▸ Recorded data
····················
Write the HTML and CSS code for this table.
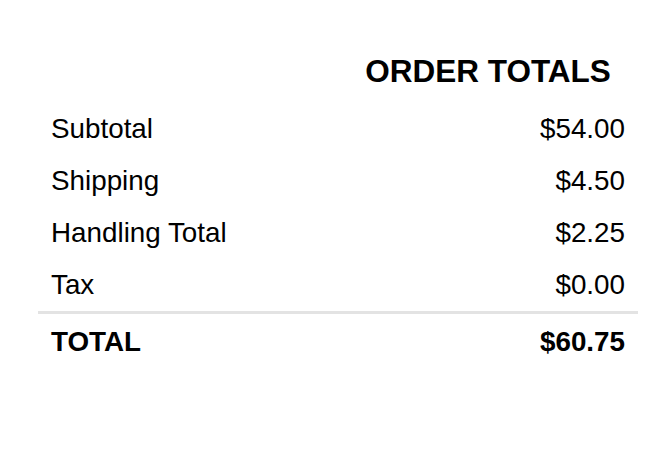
FILE: index.html
```html
<!DOCTYPE html>
<html>
<head lang="en">
    <meta charset="UTF-8">
    <title>Order Totals</title>
    <link rel="stylesheet" href="styles.css">
</head>
<body>
    <div id="totals">
        <div class="head">
            <span class="spacer"></span>
            <h2>ORDER TOTALS</h2>
        </div>
        <div class="row">
            <span>Subtotal</span>
            <span>$54.00</span>
        </div>
        <div class="row">
            <span>Shipping</span>
            <span>$4.50</span>
        </div>
        <div class="row">
            <span>Handling Total</span>
            <span>$2.25</span>
        </div>
        <div class="row">
            <span>Tax</span>
            <span>$0.00</span>
        </div>
        <div class="row grand">
            <span>TOTAL</span>
            <span>$60.75</span>
        </div>
    </div>
</body>
</html>
```

FILE: styles.css
```css
*{
    margin: 0;
    padding: 0;
}
body{
    background: #fff;
    color: #000;
    font-family: "Liberation Sans", Arial, sans-serif;
}
#totals{
    width: 600px;
    margin: 53px 0 0 38px;
}
.head{
    display: flex;
    padding-bottom: 14px;
}
.head .spacer,
.head h2{
    flex: 1;
}
.head h2{
    text-align: center;
    font-size: 31.5px;
    line-height: 36px;
    font-weight: bold;
}
.row{
    display: flex;
    justify-content: space-between;
    padding: 10px 13px 10px 13px;
    font-size: 27.8px;
    line-height: 32px;
}
.grand{
    border-top: 3px solid #e3e3e3;
    padding-top: 12px;
    font-weight: bold;
}
```
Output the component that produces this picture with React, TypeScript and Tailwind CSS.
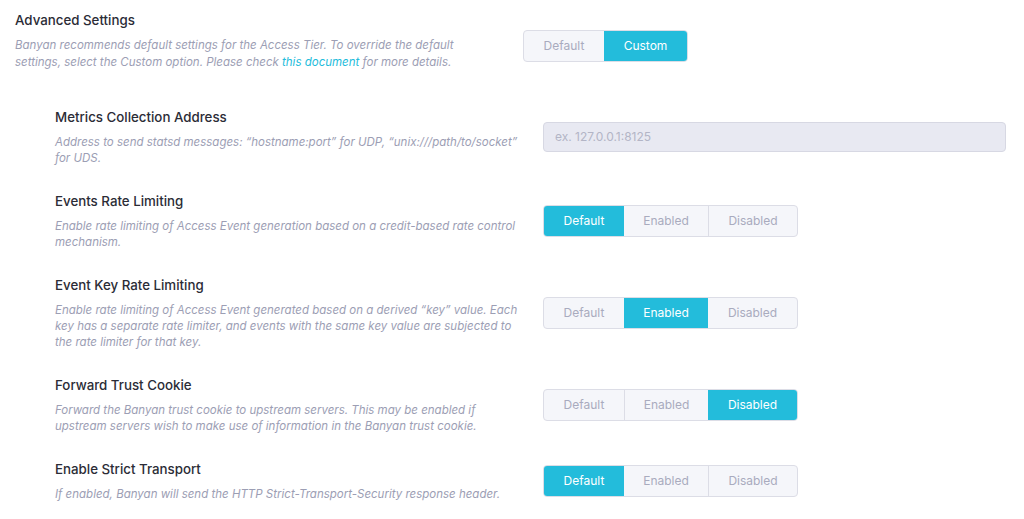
import React from "react";

type Option = { label: string; width: string };

const triOptions: Option[] = [
  { label: "Default", width: "w-[80px]" },
  { label: "Enabled", width: "w-[84px]" },
  { label: "Disabled", width: "w-[89px]" },
];

function Segmented({ options, active }: { options: Option[]; active: number }) {
  return (
    <div className="flex h-[32px] rounded-[4px] border border-[#dcdde6] bg-[#f5f6fa] overflow-hidden">
      {options.map((o, i) => {
        const isActive = i === active;
        const divider = i > 0 && !isActive && i - 1 !== active ? "border-l border-[#dcdde6]" : "";
        return (
          <button
            key={o.label}
            className={`${o.width} ${divider} flex items-center justify-center text-[12px] ${
              isActive ? "bg-[#23bcdb] text-white" : "text-[#a9abbe]"
            }`}
          >
            {o.label}
          </button>
        );
      })}
    </div>
  );
}

interface SettingRowProps {
  title: string;
  description: string;
  children: React.ReactNode;
}

function SettingRow({ title, description, children }: SettingRowProps) {
  return (
    <div className="flex items-center">
      <div className="w-[466px] shrink-0">
        <div className="text-[13.3px] font-[450] leading-[20px] text-[#2b2c36]">{title}</div>
        <p className="mt-[7px] text-[11.5px] leading-[16px] italic text-[#9c9eb4]">{description}</p>
      </div>
      <div className="ml-[22px] flex-1">{children}</div>
    </div>
  );
}

export default function App() {
  return (
    <div className="min-h-[519px] bg-white pl-[15px] pr-[18px] pt-[10px]" style={{ fontFamily: "Inter, 'Noto Sans', sans-serif" }}>
      {/* Advanced settings header */}
      <div className="flex items-start">
        <div className="w-[466px] shrink-0">
          <div className="text-[13.3px] font-[450] leading-[20px] text-[#2b2c36]">Advanced Settings</div>
          <p className="mt-[7px] text-[11.5px] leading-[17px] italic text-[#9c9eb4]">
            Banyan recommends default settings for the Access Tier. To override the default settings, select the
            Custom option. Please check <span className="text-[#23bcdb]">this document</span> for more details.
          </p>
        </div>
        <div className="ml-[42px] mt-[20px]">
          <Segmented
            options={[
              { label: "Default", width: "w-[80px]" },
              { label: "Custom", width: "w-[83px]" },
            ]}
            active={1}
          />
        </div>
      </div>

      <div className="mt-[36px] pl-[40px] flex flex-col gap-[25px]">
        <SettingRow
          title="Metrics Collection Address"
          description={'Address to send statsd messages: \u201chostname:port\u201d for UDP, \u201cunix:///path/to/socket\u201d for UDS.'}
        >
          <input
            placeholder="ex. 127.0.0.1:8125"
            className="w-full h-[30px] rounded-[4px] border border-[#d7d8e3] bg-[#e8e9f2] px-[11px] text-[12px] text-[#2f303b] placeholder:text-[#b3b5c6] outline-none"
          />
        </SettingRow>

        <SettingRow
          title="Events Rate Limiting"
          description="Enable rate limiting of Access Event generation based on a credit-based rate control mechanism."
        >
          <div className="inline-block">
            <Segmented options={triOptions} active={0} />
          </div>
        </SettingRow>

        <SettingRow
          title="Event Key Rate Limiting"
          description={'Enable rate limiting of Access Event generated based on a derived \u201ckey\u201d value. Each key has a separate rate limiter, and events with the same key value are subjected to the rate limiter for that key.'}
        >
          <div className="inline-block">
            <Segmented options={triOptions} active={1} />
          </div>
        </SettingRow>

        <SettingRow
          title="Forward Trust Cookie"
          description="Forward the Banyan trust cookie to upstream servers. This may be enabled if upstream servers wish to make use of information in the Banyan trust cookie."
        >
          <div className="inline-block">
            <Segmented options={triOptions} active={2} />
          </div>
        </SettingRow>

        <SettingRow
          title="Enable Strict Transport"
          description="If enabled, Banyan will send the HTTP Strict-Transport-Security response header."
        >
          <div className="inline-block">
            <Segmented options={triOptions} active={0} />
          </div>
        </SettingRow>
      </div>
    </div>
  );
}
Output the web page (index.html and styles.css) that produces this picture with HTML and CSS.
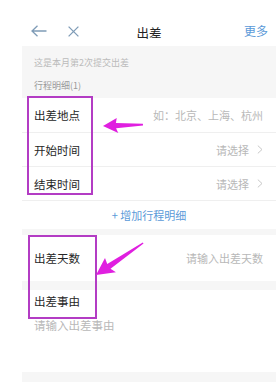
FILE: index.html
```html
<!DOCTYPE html>
<html lang="zh-CN">
<head>
<meta charset="UTF-8">
<meta name="viewport" content="width=device-width, initial-scale=1.0">
<title>出差</title>
<link rel="stylesheet" href="styles.css">
</head>
<body>

<div class="screen">
  <div class="topbar">
    <div class="nav-left">
      <svg class="ico-back" width="16" height="12" viewBox="0 0 16 12"><path d="M15.5 6H1M6.5 .8L1 6l5.5 5.2" fill="none" stroke="#7f9cb7" stroke-width="1.3"/></svg>
      <svg class="ico-close" width="11" height="11" viewBox="0 0 11 11"><path d="M.6 .6l9.8 9.8M10.4 .6L.6 10.4" fill="none" stroke="#7f9cb7" stroke-width="1.3"/></svg>
    </div>
    <div class="title">出差</div>
    <div class="nav-right">更多</div>
  </div>

  <div class="main">
    <div class="notice">这是本月第2次提交出差</div>
    <div class="group-title">行程明细(1)</div>

    <div class="card">
      <div class="field"><span class="label">出差地点</span><span class="hint">如：北京、上海、杭州</span></div>
      <div class="field"><span class="label">开始时间</span><span class="hint">请选择<svg class="chev" width="6" height="9" viewBox="0 0 6 9"><path d="M.8 .6L5 4.5 .8 8.4" fill="none" stroke="#c8c8c8" stroke-width="1"/></svg></span></div>
      <div class="field"><span class="label">结束时间</span><span class="hint">请选择<svg class="chev" width="6" height="9" viewBox="0 0 6 9"><path d="M.8 .6L5 4.5 .8 8.4" fill="none" stroke="#c8c8c8" stroke-width="1"/></svg></span></div>
      <div class="add-row">+ 增加行程明细</div>
    </div>

    <div class="card days">
      <div class="field tall"><span class="label">出差天数</span><span class="hint">请输入出差天数</span></div>
    </div>

    <div class="card reason">
      <div class="label">出差事由</div>
      <div class="hint">请输入出差事由</div>
    </div>
  </div>
</div>

<!-- 标注 -->
<div class="mark mark-1"></div>
<div class="mark mark-2"></div>
<svg class="arrows" width="276" height="390" viewBox="0 0 276 390">
  <polygon transform="translate(103 126) rotate(-2)" points="0,0 14,-7.5 13,-2.6 40,-0.8 40,0.8 13,2.8 15,7.5" fill="#e01fe0"/>
  <polygon transform="translate(96 275) rotate(-34.2)" points="0,0 17,-9 15.5,-2.8 57,-0.7 57,0.7 15.5,3 18,9" fill="#e01fe0"/>
</svg>

</body>
</html>
```

FILE: styles.css
```css
:root{
  --bg:#f6f6f6; --line:#efefef; --text:#262626; --hint:#b8b8b8; --blue:#5b9ad8; --mark:#b33cc4;
}
body{margin:0;background:#fff;font-family:"Noto Sans CJK SC","Noto Sans",sans-serif;color:var(--text)}
.screen{margin-left:22px;width:254px}

.topbar{height:28px;padding-top:18px;display:grid;grid-template-columns:1fr auto 1fr;align-items:center}
.nav-left{display:flex;align-items:center;gap:21px;padding-left:9px;margin-top:-2px}
.title{font-size:12.5px;color:#222}
.nav-right{justify-self:end;padding-right:8px;font-size:12px;color:var(--blue);margin-top:-4px}

.main{background:var(--bg);padding-bottom:10px}
.notice{padding:11px 12px 0;font-size:9px;line-height:12px;color:#bbb}
.group-title{padding:11px 12px 6px;font-size:9px;line-height:12px;color:#999}

.card{background:#fff}
.field{display:flex;justify-content:space-between;align-items:center;height:34px;padding:0 13px 0 12px}
.field + .field{border-top:1px solid var(--line);height:33px}
.field.tall{height:46px}
.label{font-size:11.5px;color:var(--text)}
.hint{font-size:11px;color:var(--hint);display:flex;align-items:center;gap:8px}
.chev{display:block}
.add-row{height:28px;line-height:28px;text-align:center;font-size:11px;color:var(--blue);border-top:1px solid var(--line)}

.days{margin-top:6px}
.reason{margin-top:9px;height:82px;padding:0 12px;box-sizing:border-box}
.reason .label{line-height:22px}
.reason .hint{margin-top:5px;font-size:11.5px;display:block}

.mark{position:absolute;border:2px solid var(--mark);box-sizing:border-box}
.mark-1{left:27px;top:96px;width:66px;height:99px}
.mark-2{left:28px;top:235px;width:69px;height:84px}
.arrows{position:absolute;left:0;top:0}
```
····················
▸ The problem
Nothing but the lines from the one containing "Output the component" through the one containing "string; width: string" should be written out, exactly and with both ends. Pictures are left out.

▸ Completed exercise
Output the component that produces this picture with React, TypeScript and Tailwind CSS.
import React from "react";

type Option = { label: string; width: string };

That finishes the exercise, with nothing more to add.